> [Exercise aim]
Beneath this line are entries. Copy the range from the line with "Generate a component" to the line with "import React from", ends included, exactly; leave pictures out.

> [Recorded information]
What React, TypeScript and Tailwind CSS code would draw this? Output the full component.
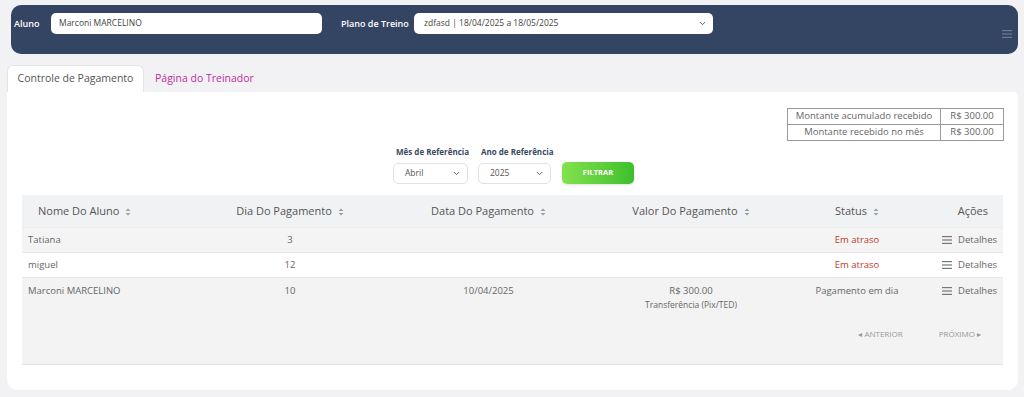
import { ChevronDown } from 'lucide-react';

const font = { fontFamily: '"Open Sans", "Noto Sans", sans-serif' };

type Row = {
  nome: string;
  dia: string;
  data?: string;
  valor?: string;
  forma?: string;
  status: string;
  atraso: boolean;
  bg: string;
};

const rows: Row[] = [
  { nome: 'Tatiana', dia: '3', status: 'Em atraso', atraso: true, bg: 'bg-[#f4f4f5]' },
  { nome: 'miguel', dia: '12', status: 'Em atraso', atraso: true, bg: 'bg-white' },
  {
    nome: 'Marconi MARCELINO',
    dia: '10',
    data: '10/04/2025',
    valor: 'R$ 300.00',
    forma: 'Transferência (Pix/TED)',
    status: 'Pagamento em dia',
    atraso: false,
    bg: 'bg-[#f3f3f4]',
  },
];

const cols = 'grid grid-cols-[168px_200px_197px_208px_124px_84px]';

function SortIcon() {
  return (
    <svg width="6" height="8" viewBox="0 0 6 8" className="ml-[6px] inline-block">
      <path d="M3 0.5 L5.5 3 H0.5 Z" fill="#9aa0a8" />
      <path d="M3 7.5 L5.5 5 H0.5 Z" fill="#9aa0a8" />
    </svg>
  );
}

function MenuIcon({ className }: { className?: string }) {
  return (
    <svg width="10" height="8" viewBox="0 0 10 8" className={className}>
      <rect x="0" y="0" width="10" height="1.2" fill="currentColor" />
      <rect x="0" y="3.4" width="10" height="1.2" fill="currentColor" />
      <rect x="0" y="6.8" width="10" height="1.2" fill="currentColor" />
    </svg>
  );
}

export default function App() {
  return (
    <div className="w-[1024px] h-[397px] bg-[#f2f2f4] pt-[5px] text-[#555]" style={font}>
      {/* barra superior */}
      <div className="mx-[11px] mr-[6px] h-[49px] rounded-[10px] bg-[#344463] flex items-start pt-[8px] pl-[3px] pr-[6px]">
        <span className="text-white text-[9px] font-semibold mt-[4px] w-[37px] whitespace-nowrap">Aluno</span>
        <div className="w-[271px] h-[21px] bg-white rounded-[5px] text-[8.5px] text-[#444] flex items-center pl-[8px]">
          Marconi MARCELINO
        </div>
        <span className="text-white text-[9px] font-semibold mt-[4px] ml-[19px] w-[73px] whitespace-nowrap">Plano de Treino</span>
        <div className="w-[299px] h-[21px] bg-white rounded-[5px] text-[8.5px] text-[#444] flex items-center pl-[10px] pr-[6px] justify-between">
          <span>zdfasd | 18/04/2025 a 18/05/2025</span>
          <ChevronDown size={9} strokeWidth={2.5} className="text-[#555]" />
        </div>
        <div className="flex-1" />
        <MenuIcon className="text-[#6b7a93] mt-[17px]" />
      </div>

      {/* abas */}
      <div className="mx-[7px] mr-[6px] mt-[11px] flex items-end">
        <div className="h-[27px] w-[137px] bg-white rounded-t-[6px] border border-b-0 border-[#e3e4e7] flex items-center justify-center text-[10.5px] text-[#555]">
          Controle de Pagamento
        </div>
        <div className="h-[27px] flex items-center pl-[11px] text-[10.5px] text-[#bf2aa2]">Página do Treinador</div>
      </div>

      {/* cartão principal */}
      <div className="mx-[7px] mr-[6px] h-[298px] bg-white rounded-b-[10px] rounded-tr-[4px] px-[15px] pt-[16px]">
        <div className="flex justify-end">
          <div className="border border-[#9a9a9a] text-[9.5px] text-[#666] mr-[-1px]">
            <div className="flex h-[16px] border-b border-[#9a9a9a]">
              <div className="w-[153px] border-r border-[#9a9a9a] flex items-center justify-center">Montante acumulado recebido</div>
              <div className="w-[62px] flex items-center justify-center">R$ 300.00</div>
            </div>
            <div className="flex h-[15px]">
              <div className="w-[153px] border-r border-[#9a9a9a] flex items-center justify-center">Montante recebido no mês</div>
              <div className="w-[62px] flex items-center justify-center">R$ 300.00</div>
            </div>
          </div>
        </div>

        {/* filtros */}
        <div className="flex justify-center items-end mt-[5px] pl-[2px]">
          <div className="flex flex-col w-[75px]">
            <span className="text-[8px] font-bold text-[#3a4a63] mb-[5px] pl-[3px] whitespace-nowrap">Mês de Referência</span>
            <div className="w-[75px] h-[21px] border border-[#e2e2e2] rounded-[5px] flex items-center justify-between pl-[11px] pr-[6px] text-[8.5px] text-[#555]">
              <span>Abril</span>
              <ChevronDown size={9} strokeWidth={2.5} />
            </div>
          </div>
          <div className="flex flex-col ml-[10px] w-[73px]">
            <span className="text-[8px] font-bold text-[#3a4a63] mb-[5px] pl-[3px] whitespace-nowrap">Ano de Referência</span>
            <div className="w-[73px] h-[21px] border border-[#e2e2e2] rounded-[5px] flex items-center justify-between pl-[11px] pr-[6px] text-[8.5px] text-[#555]">
              <span>2025</span>
              <ChevronDown size={9} strokeWidth={2.5} />
            </div>
          </div>
          <div className="w-[72px] h-[22px] rounded-[5px] bg-gradient-to-r from-[#82e24e] to-[#3cbf2c] flex items-center justify-center text-white text-[7.5px] font-bold shadow-sm ml-[11px]">
            FILTRAR
          </div>
        </div>

        {/* tabela */}
        <div className="mt-[11px] w-[981px] h-[170px] bg-[#f3f3f4] border-b border-[#e3e3e5]">
          <div className={`${cols} h-[33px] items-center text-[11px] text-[#555] bg-[#f1f2f4] border-b border-[#ececee]`}>
            <div className="pl-[16px]">Nome Do Aluno<SortIcon /></div>
            <div className="text-center">Dia Do Pagamento<SortIcon /></div>
            <div className="text-center">Data Do Pagamento<SortIcon /></div>
            <div className="text-center">Valor Do Pagamento<SortIcon /></div>
            <div className="text-center">Status<SortIcon /></div>
            <div className="text-right pr-[15px]">Ações</div>
          </div>
          {rows.map((r) => (
            <div
              key={r.nome}
              className={`${cols} ${r.bg} ${r.forma ? 'h-[45px] pt-[6px] items-start' : 'h-[25px] items-center border-b border-[#e6e6e8]'} text-[9.5px] text-[#666]`}
            >
              <div className="pl-[6px]">{r.nome}</div>
              <div className="text-center">{r.dia}</div>
              <div className="text-center">{r.data}</div>
              <div className="text-center flex flex-col">
                <span>{r.valor}</span>
                {r.forma && <span className="text-[8.5px] mt-[1px]">{r.forma}</span>}
              </div>
              <div className={`text-center ${r.atraso ? 'text-[#c0392b]' : 'text-[#666]'}`}>{r.status}</div>
              <div className="flex items-center justify-end pr-[6px] gap-[6px] h-[14px]">
                <MenuIcon className="text-[#777]" />
                <span>Detalhes</span>
              </div>
            </div>
          ))}
          <div className="flex justify-end gap-[36px] pr-[22px] mt-[5px] text-[8px] text-[#999]">
            <span>◂ ANTERIOR</span>
            <span>PRÓXIMO ▸</span>
          </div>
        </div>
      </div>
    </div>
  );
}
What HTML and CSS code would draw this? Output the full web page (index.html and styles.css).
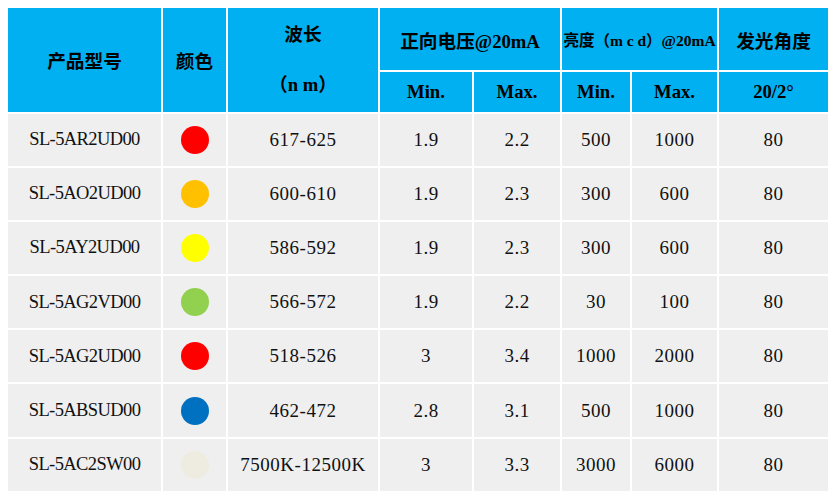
FILE: index.html
```html
<!DOCTYPE html>
<html lang="zh">
<head>
<meta charset="utf-8">
<link rel="stylesheet" href="styles.css">
</head>
<body>
<div class="wrap">
<table class="spec">
  <colgroup>
    <col class="c1"><col class="c2"><col class="c3"><col class="c4"><col class="c5"><col class="c6"><col class="c7"><col class="c8">
  </colgroup>
  <thead>
    <tr class="h1">
      <th rowspan="2">产品型号</th>
      <th rowspan="2">颜色</th>
      <th rowspan="2"><div class="wl"><span>波长</span><span>（n m）</span></div></th>
      <th colspan="2">正向电压@20mA</th>
      <th colspan="2" class="small">亮度（m c d）@20mA</th>
      <th>发光角度</th>
    </tr>
    <tr class="h2">
      <th>Min.</th>
      <th>Max.</th>
      <th>Min.</th>
      <th>Max.</th>
      <th>20/2°</th>
    </tr>
  </thead>
  <tbody>
    <tr><td class="model">SL-5AR2UD00</td><td><span class="dot red"></span></td><td>617-625</td><td>1.9</td><td>2.2</td><td>500</td><td>1000</td><td>80</td></tr>
    <tr><td class="model">SL-5AO2UD00</td><td><span class="dot amber"></span></td><td>600-610</td><td>1.9</td><td>2.3</td><td>300</td><td>600</td><td>80</td></tr>
    <tr><td class="model">SL-5AY2UD00</td><td><span class="dot yellow"></span></td><td>586-592</td><td>1.9</td><td>2.3</td><td>300</td><td>600</td><td>80</td></tr>
    <tr><td class="model">SL-5AG2VD00</td><td><span class="dot green"></span></td><td>566-572</td><td>1.9</td><td>2.2</td><td>30</td><td>100</td><td>80</td></tr>
    <tr><td class="model">SL-5AG2UD00</td><td><span class="dot red"></span></td><td>518-526</td><td>3</td><td>3.4</td><td>1000</td><td>2000</td><td>80</td></tr>
    <tr><td class="model">SL-5ABSUD00</td><td><span class="dot blue"></span></td><td>462-472</td><td>2.8</td><td>3.1</td><td>500</td><td>1000</td><td>80</td></tr>
    <tr><td class="model">SL-5AC2SW00</td><td><span class="dot white"></span></td><td>7500K-12500K</td><td>3</td><td>3.3</td><td>3000</td><td>6000</td><td>80</td></tr>
  </tbody>
</table>
</div>
</body>
</html>
```
FILE: styles.css
```css
html, body {
  margin: 0;
  padding: 0;
  background: #ffffff;
}
.wrap {
  padding: 6px;
}
.spec {
  border-collapse: separate;
  border-spacing: 2px;
  table-layout: fixed;
  width: 824px;
}
.c1 { width: 153px; }
.c2 { width: 63px; }
.c3 { width: 150px; }
.c4 { width: 92px; }
.c5 { width: 86px; }
.c6 { width: 68px; }
.c7 { width: 85px; }
.c8 { width: 109px; }

.spec th {
  background: #00b0f0;
  color: #000;
  font-family: "Liberation Serif", "Noto Sans CJK SC", serif;
  font-weight: 700;
  font-size: 18.67px;
  padding: 0;
  text-align: center;
  vertical-align: middle;
  white-space: nowrap;
}
.h1 th { height: 62px; }
.h2 th { height: 39.5px; }
.spec th.small {
  font-size: 15.5px;
}
.wl {
  display: flex;
  flex-direction: column;
  align-items: center;
  gap: 26px;
  line-height: 24px;
}
.spec td {
  background: #efefef;
  color: #111;
  font-family: "Liberation Serif", serif;
  font-size: 19px;
  letter-spacing: 0.5px;
  height: 52.2px;
  padding: 0;
  text-align: center;
  vertical-align: middle;
  white-space: nowrap;
}
.spec td.model {
  font-size: 18.5px;
  letter-spacing: -0.6px;
}
.dot {
  display: inline-block;
  width: 28px;
  height: 28px;
  border-radius: 50%;
  vertical-align: middle;
}
.red { background: #ff0000; }
.amber { background: #ffc000; }
.yellow { background: #ffff00; }
.green { background: #92d050; }
.blue { background: #0070c0; }
.white { background: #eeece1; }
```
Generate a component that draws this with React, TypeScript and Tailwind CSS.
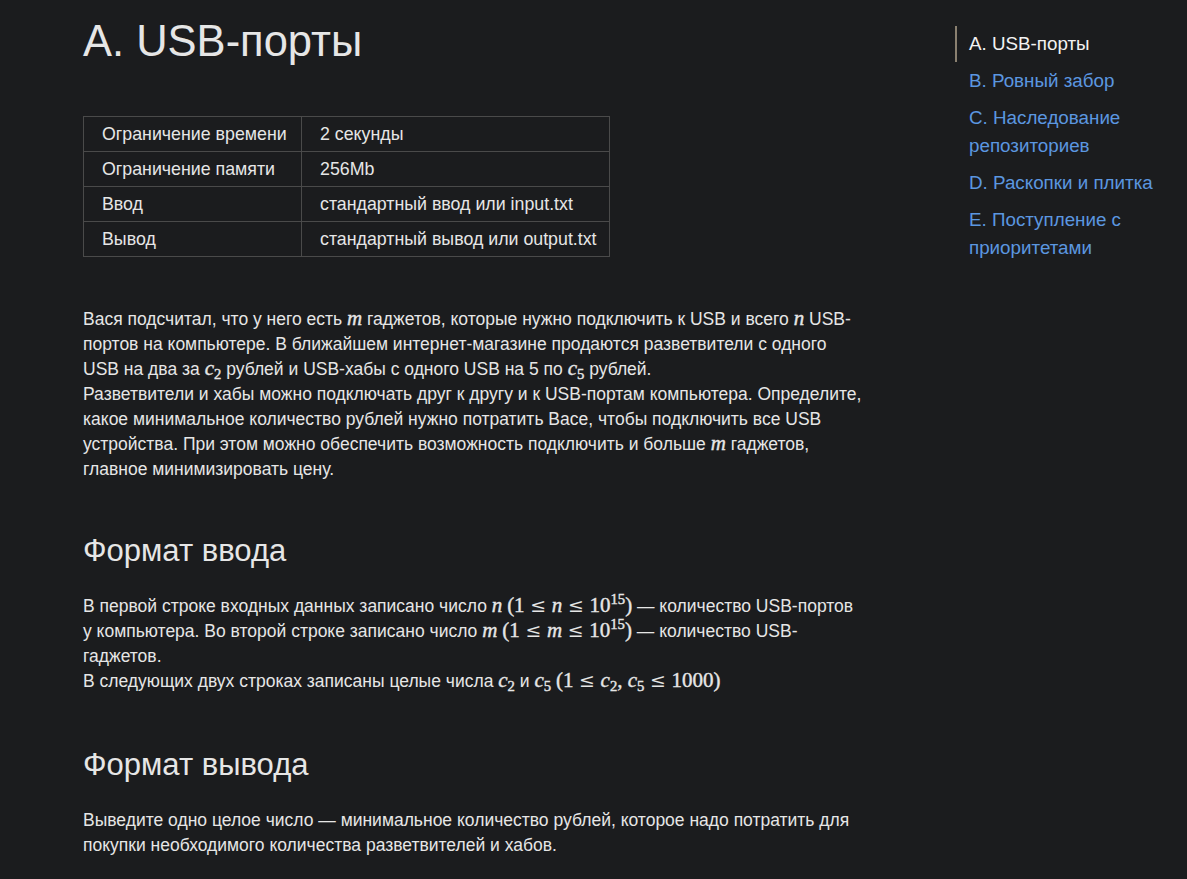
import React from "react";

const M = ({ children }: { children: React.ReactNode }) => (
  <span className="font-['Liberation_Serif',serif] italic text-[1.2em] leading-[0] [-webkit-text-stroke:0.4px]">{children}</span>
);
const N = ({ children }: { children: React.ReactNode }) => (
  <span className="font-['Liberation_Serif',serif] text-[1.2em] leading-[0] [-webkit-text-stroke:0.4px]">{children}</span>
);
const Le = () => (
  <span className="font-['DejaVu_Serif',serif] not-italic text-[0.9em] mx-[0.3em] [-webkit-text-stroke:0px]">≤</span>
);
const Sub = ({ children }: { children: React.ReactNode }) => (
  <span className="not-italic text-[0.7em] relative top-[0.25em] leading-[0]">{children}</span>
);
const Sup = ({ children }: { children: React.ReactNode }) => (
  <span className="text-[0.7em] relative -top-[0.55em] leading-[0]">{children}</span>
);

const limits = [
  ["Ограничение времени", "2 секунды"],
  ["Ограничение памяти", "256Mb"],
  ["Ввод", "стандартный ввод или input.txt"],
  ["Вывод", "стандартный вывод или output.txt"],
];

const nav = [
  "A. USB-порты",
  "B. Ровный забор",
  "C. Наследование репозиториев",
  "D. Раскопки и плитка",
  "E. Поступление с приоритетами",
];

export default function App() {
  return (
    <div className="min-h-[879px] bg-[#1b1c1e] text-[#e6e6e6] font-['Liberation_Sans',Arial,sans-serif] text-[17.5px] leading-[25px]">
      <div className="flex">
        <main className="pl-[83px] pr-[6px] w-[868px] shrink-0 pb-10">
          <h1 className="text-[43.5px] leading-[50px] pt-[16px] font-normal">A. USB-порты</h1>

          {/* limits */}
          <table className="mt-[50px] w-[527px] border-collapse text-[17.8px]">
            <tbody>
              {limits.map(([k, v]) => (
                <tr key={k} className="h-[35px]">
                  <td className="border border-[#4a4a4a] pl-[18px] w-[218px]">{k}</td>
                  <td className="border border-[#4a4a4a] pl-[18px]">{v}</td>
                </tr>
              ))}
            </tbody>
          </table>

          <p className="mt-[50px]">
            Вася подсчитал, что у него есть <M>m</M> гаджетов, которые нужно подключить к USB и всего <M>n</M> USB-портов
            на компьютере. В ближайшем интернет-магазине продаются разветвители с одного USB на два за{" "}
            <M>c<Sub>2</Sub></M> рублей и USB-хабы с одного USB на 5 по <M>c<Sub>5</Sub></M> рублей.
            <br />
            Разветвители и хабы можно подключать друг к другу и к USB-портам компьютера. Определите, какое минимальное
            количество рублей нужно потратить Васе, чтобы подключить все USB устройства. При этом можно обеспечить
            возможность подключить и больше <M>m</M> гаджетов, главное минимизировать цену.
          </p>

          <h2 className="mt-[51px] text-[31px] leading-[36px]">Формат ввода</h2>
          <p className="mt-[25px]">
            В первой строке входных данных записано число <M>n</M>{" "}
            <N>
              (1<Le /><i>n</i><Le />10<Sup>15</Sup>)
            </N>{" "}
            — количество USB-портов у компьютера. Во второй строке записано число <M>m</M>{" "}
            <N>
              (1<Le /><i>m</i><Le />10<Sup>15</Sup>)
            </N>{" "}
            — количество USB-гаджетов.
            <br />
            В следующих двух строках записаны целые числа <M>c<Sub>2</Sub></M> и <M>c<Sub>5</Sub></M>{" "}
            <N>
              (1<Le /><i>c</i>
              <Sub>2</Sub>, <i>c</i>
              <Sub>5</Sub><Le />1000)
            </N>
          </p>

          <h2 className="mt-[53px] text-[31px] leading-[36px]">Формат вывода</h2>
          <p className="mt-[25px]">
            Выведите одно целое число — минимальное количество рублей, которое надо потратить для покупки необходимого
            количества разветвителей и хабов.
          </p>
        </main>

        {/* sidebar */}
        <aside className="ml-[87px] mt-[30px] w-[210px] text-[18.8px]">
          <ul className="flex flex-col gap-[9px]">
            {nav.map((t, i) => (
              <li
                key={t}
                className={
                  i === 0
                    ? "border-l-2 border-[#8a8070] pl-[12px] text-[#f2f2f2] leading-[28px] py-[4px] -my-[4px]"
                    : "border-l-2 border-transparent pl-[12px] text-[#5b97e0] leading-[28px]"
                }
              >
                {t}
              </li>
            ))}
          </ul>
        </aside>
      </div>
    </div>
  );
}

> [Full answer]
Generate a component that draws this with React, TypeScript and Tailwind CSS.
import React from "react";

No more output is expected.